When it comes to techno, few brands have less need for introduction than Berlin’s Ostgut Ton label. Born out of the murky depths of Berghain, the world’s most fetishized dance venue, the label has transformed the face of techno with releases from the likes of Ben Klock, Shed, Ame, Prosumer, Ryan Elliott… the list could go on for quite some time, but you get the point.
Not exactly on the list of Wire’s hardest sales, the mid-February Ostgut Ton showcase with Nick Höppner and Tama Sumo was set up to be a busy night, and provided an atmosphere to match the billing.
Though an accomplished and well-regarded producer and DJ in his own right, Nick Höppner’s influence is possibly felt most broadly thanks to his key role in the running of Ostgut Ton, which he managed until 2012. Tasked with instilling the vision that has ensured that the label mirrors the razor sharpness of its home dwelling, Höppner has become renowned as somewhat of a quality guarantor, surrounding himself with the power players of German dance music and contributing to the rise of some of the most legendary names in modern techno.
Tama Sumo, on the other hand, has forged her career purely through her DJing abilities, providing the Panorama Bar house stylings to the more brutalist tastes of her Berghain contemporaries and in doing so becoming one of the most worshipped figures in the game.
The first of the two to step up, Höppner used his set to weave groovy techno melodies into hypnotic layers of bleeps and clicks, a myriad of flickering loops held tightly together by the steady thud of weighty kick drums. Dipping into garage with almost pop-like sensibilities, his twists and turns seemed careful and confident, Höppner avoiding any urges to shock or surprise and instead offering the subtle progressions that reveal themselves in his productions. Perhaps less frenzied than other recent nights at the hands of Butter Side Up, the crowd responded with alacrity to even the most sensitive of movements, reflecting the attention to detail that is placed upon every O-ton release.
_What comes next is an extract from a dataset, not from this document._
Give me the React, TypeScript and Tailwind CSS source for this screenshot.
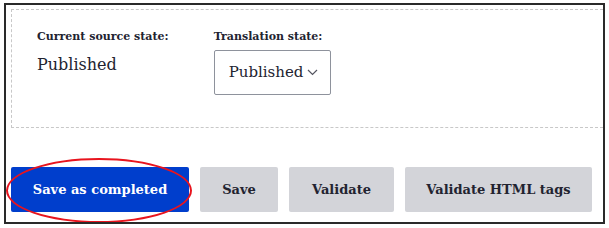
export default function App() {
  const serif = { fontFamily: '"DejaVu Serif", serif' }
  return (
    <div className="h-[228px] w-[609px] bg-white pl-1 pt-[3px]" style={serif}>
      <div className="relative h-[221px] w-[601px] overflow-hidden border-2 border-[#2a2a2a] pl-[5px] pt-1">
        <div className="flex h-[119px] gap-[45px] border border-r-0 border-dashed border-[#c8c8c8] pl-[25px] pt-[20px] text-[#222330]">
          <div className="flex flex-col">
            <span className="text-[11px] font-bold leading-[14px]">Current source state:</span>
            <span className="mt-[11px] text-[16px] leading-5">Published</span>
          </div>
          <div className="flex flex-col">
            <span className="text-[11px] font-bold leading-[14px]">Translation state:</span>
            <div className="mt-[6px] flex h-[45px] w-[117px] items-center gap-[4px] rounded-[2px] border border-[#8e929c] pl-[14px]">
              <span className="text-[15px]">Published</span>
              <svg width="11" height="7" viewBox="0 0 11 7" fill="none" stroke="#545560" strokeWidth="1.2">
                <path d="M1 1l4.5 4.5L10 1" />
              </svg>
            </div>
          </div>
        </div>
        <div className="mt-[39px] flex gap-[11px] text-[13px] font-bold">
          <button className="h-[45px] w-[178px] rounded-[2px] bg-[#003ecc] text-white">Save as completed</button>
          <button className="h-[45px] w-[78px] rounded-[2px] bg-[#d3d4d9] text-[#222330]">Save</button>
          <button className="h-[45px] w-[105px] rounded-[2px] bg-[#d3d4d9] text-[#222330]">Validate</button>
          <button className="h-[45px] w-[187px] rounded-[2px] bg-[#d3d4d9] text-[#222330]">Validate HTML tags</button>
        </div>
        <div className="absolute left-0 top-[153px] h-[65px] w-[186px] rounded-[50%] border-2 border-[#e8141e]" />
      </div>
    </div>
  )
}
It is here that Höppner and Tama Sumo demonstrated most clearly their common ground, and with it concisely symbolised the Ostgut Ton philosophy. Both adopting unassuming mixing styles, the focus was not on impact so much as transfixion; not representative of the self-declaring rock star DJ generation, the two offer a reframing of clubbing culture, with the focus placed not on the understated motion of hands on decks, but on the speakers and receivers. Blessed as both are with extraordinary talents, the show was not about them – their immaculately indecipherable mixing removing the rush of blood euphoria of the recognised drop in favour of the uninterrupted and unbroken night-long piece. Not so much performers as facilitators, the pair offered an insight into the intellectuality behind 4/4 dance music, engaging the audience without extravagance or rear-view mirror glances.
The reputation that comes with being a Berghain resident is not bestowed without foundation, and that evening’s BSU guests are likely to have few doubts as to why Ostgut Ton commands such respect, even within an industry flooded with such a plethora of mesmerising artists.